Bush first met and had a working lunch with Indonesian President Megawati Sukarnoputri, who also sat in on the session with five religious leaders -- three Muslims, a Christian and a Hindu priest.

Bush said he listened to the leaders who complained that Muslims were being targeted in the U.S. war on terrorism. At a brief news conference with Megawati afterward, Bush echoed what he told the clerics: U.S. foreign policy targets terrorists, not Muslims.

"Americans hold a deep respect for the Islamic faith, which is professed by a growing number of my own citizens," Bush said. "We know that Islam is fully compatible with liberty and tolerance and progress because we see the proof in your country and in our own."

Indonesia, which has the world's largest Muslim population, is struggling to establish democracy after decades of dictatorship.
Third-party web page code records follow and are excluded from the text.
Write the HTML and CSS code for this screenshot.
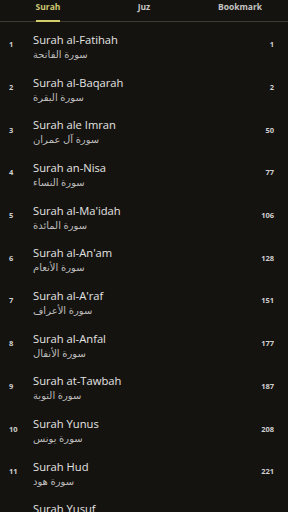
FILE: index.html
```html
<!DOCTYPE html>
<html lang="en">
<head>
  <meta charset="UTF-8">
  <title>Surah</title>
  <link rel="stylesheet" href="styles.css">
</head>
<body>
  <div class="tabs">
    <div class="tab active"><span>Surah</span></div>
    <div class="tab"><span>Juz</span></div>
    <div class="tab"><span>Bookmark</span></div>
  </div>

  <div class="list">
    <div class="row"><div class="num">1</div><div class="names"><div class="title">Surah al-Fatihah</div><div class="arabic">سورة الفاتحة</div></div><div class="page">1</div></div>
    <div class="row"><div class="num">2</div><div class="names"><div class="title">Surah al-Baqarah</div><div class="arabic">سورة البقرة</div></div><div class="page">2</div></div>
    <div class="row"><div class="num">3</div><div class="names"><div class="title">Surah ale Imran</div><div class="arabic">سورة آل عمران</div></div><div class="page">50</div></div>
    <div class="row"><div class="num">4</div><div class="names"><div class="title">Surah an-Nisa</div><div class="arabic">سورة النساء</div></div><div class="page">77</div></div>
    <div class="row"><div class="num">5</div><div class="names"><div class="title">Surah al-Ma'idah</div><div class="arabic">سورة المائدة</div></div><div class="page">106</div></div>
    <div class="row"><div class="num">6</div><div class="names"><div class="title">Surah al-An'am</div><div class="arabic">سورة الأنعام</div></div><div class="page">128</div></div>
    <div class="row"><div class="num">7</div><div class="names"><div class="title">Surah al-A'raf</div><div class="arabic">سورة الأعراف</div></div><div class="page">151</div></div>
    <div class="row"><div class="num">8</div><div class="names"><div class="title">Surah al-Anfal</div><div class="arabic">سورة الأنفال</div></div><div class="page">177</div></div>
    <div class="row"><div class="num">9</div><div class="names"><div class="title">Surah at-Tawbah</div><div class="arabic">سورة التوبة</div></div><div class="page">187</div></div>
    <div class="row"><div class="num">10</div><div class="names"><div class="title">Surah Yunus</div><div class="arabic">سورة يونس</div></div><div class="page">208</div></div>
    <div class="row"><div class="num">11</div><div class="names"><div class="title">Surah Hud</div><div class="arabic">سورة هود</div></div><div class="page">221</div></div>
    <div class="row"><div class="num">12</div><div class="names"><div class="title">Surah Yusuf</div><div class="arabic">سورة يوسف</div></div><div class="page">235</div></div>
  </div>
</body>
</html>
```

FILE: styles.css
```css
body {
  margin: 0;
  background-color: #15130f;
  color: #e2e2e2;
  font-family: "Open Sans", "DejaVu Sans", sans-serif;
  overflow: hidden;
}

.tabs {
  display: flex;
  height: 22px;
  border-bottom: 1px solid #3e3b31;
  box-sizing: border-box;
}

.tab {
  flex: 1;
  display: flex;
  justify-content: center;
  font-size: 8.5px;
  font-weight: 700;
  color: #c4c4c4;
}

.tab span {
  padding-top: 1px;
  height: 20px;
  box-sizing: border-box;
}

.tab.active span {
  color: #cdc776;
  border-bottom: 2px solid #d4cd6c;
  height: 22px;
}

.list {
  padding-top: 1px;
}

.row {
  display: flex;
  align-items: center;
  height: 42.7px;
  padding: 0 14px 0 9px;
}

.num {
  width: 24px;
  font-size: 7.5px;
  font-weight: 700;
  color: #cfcfcf;
}

.names {
  flex: 1;
  padding-top: 4px;
}

.title {
  font-size: 11.2px;
  line-height: 15px;
  color: #e4e4e4;
}

.arabic {
  font-size: 10px;
  line-height: 14px;
  color: #bcbcbc;
  direction: rtl;
  text-align: left;
}

.page {
  font-size: 7.5px;
  font-weight: 700;
  color: #cfcfcf;
  text-align: right;
}
```
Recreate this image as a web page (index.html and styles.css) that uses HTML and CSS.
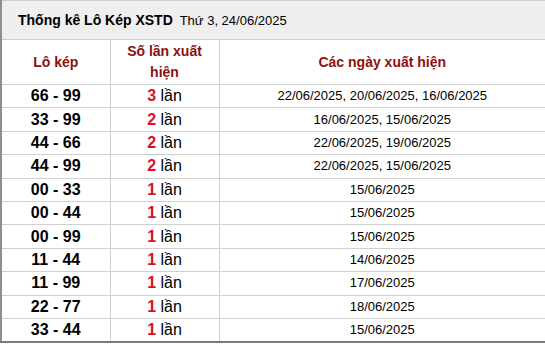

The country's first direct presidential election is scheduled next year. Bush noted that the U.S. is supplying funds to help the election process.

Relations between the U.S. and Indonesia have been rocky in the past few years, particularly following the military-sponsored destruction of East Timor in 1999 and suspected military involvement in the killing of two American teachers in 2002. But with the Sept. 11 attacks in the United States and the Bali bombings, the two governments have found common ground in the fight against terrorism.

Bush's meeting with the religious leaders may turn out to be the most unusual event of his carefully scripted presidential trip. It was supposed to last 30 minutes but ran nearly an hour.

Azyumardi Azra, the rector of National Islamic University in Jakarta, the capital, and one of the participants, said Bush let the clerics speak their minds and jotted down notes of their comments. "I think he was quite open," Azra said in an interview. "He spoke only a short introduction. Then he let us speak freely, openly and candidly. He was quite willing to listen." The other participants included Hasyim Muzadi, leader of Nahdlatul Ulama, the country's largest Muslim group, with 40 million members; Hindu priest Ida Pedanda Made Gede Gunung; and the Rev. Nathan Setiabudi, chairman of the Indonesia Churches Council.

One of the main concerns the Muslim clerics raised with Bush was their perception that the U.S. unfairly favors Israel over the Palestinians. Washington's policy is breeding resentment against America, they told him, and inspiring many Muslims to become more militant.

"They said the United States policy is tilted toward Israel. And I said, our policy is tilted toward peace," Bush said on Air Force One. Bush said he is the first U.S. president to advocate the formation of a Palestinian state.

In an effort to improve education and counter the influence of radical thinking in religious schools, Bush pledged $157 million for Indonesian education programs. Muzadi told reporters Bush promised the U.S. would not attempt to use the gift to interfere with school curricula.

Azra said Bush appeared most surprised when the Muslim leaders said the United States should be more democratic.

"In the case of Iraq, the U.S. chose to go to war rather than use peaceful means," Azra said he told Bush. "He was struck when I said the U.S. had failed to use democracy. I told him we need an example from the U.S., the world's oldest democracy."

The clerics also criticized Bush's use of the term "crusade" after Sept. 11 to describe the war against terrorism. To Muslims, the word evokes the Crusades of the Middle Ages and implies that it is a war against Islam.

Bush told them that he had made a mistake when he used that word and has not used it again, Azra said.

The religious leaders questioned why the United States still occupied Iraq when it had already accomplished its goal of overthrowing Saddam Hussein.

"President Bush answered that the U.S. would be happy to get out of Iraq as soon as possible, but first Iraq needs a constitution," Azra recounted.


Reynolds reported from Bali and Paddock from Jakarta.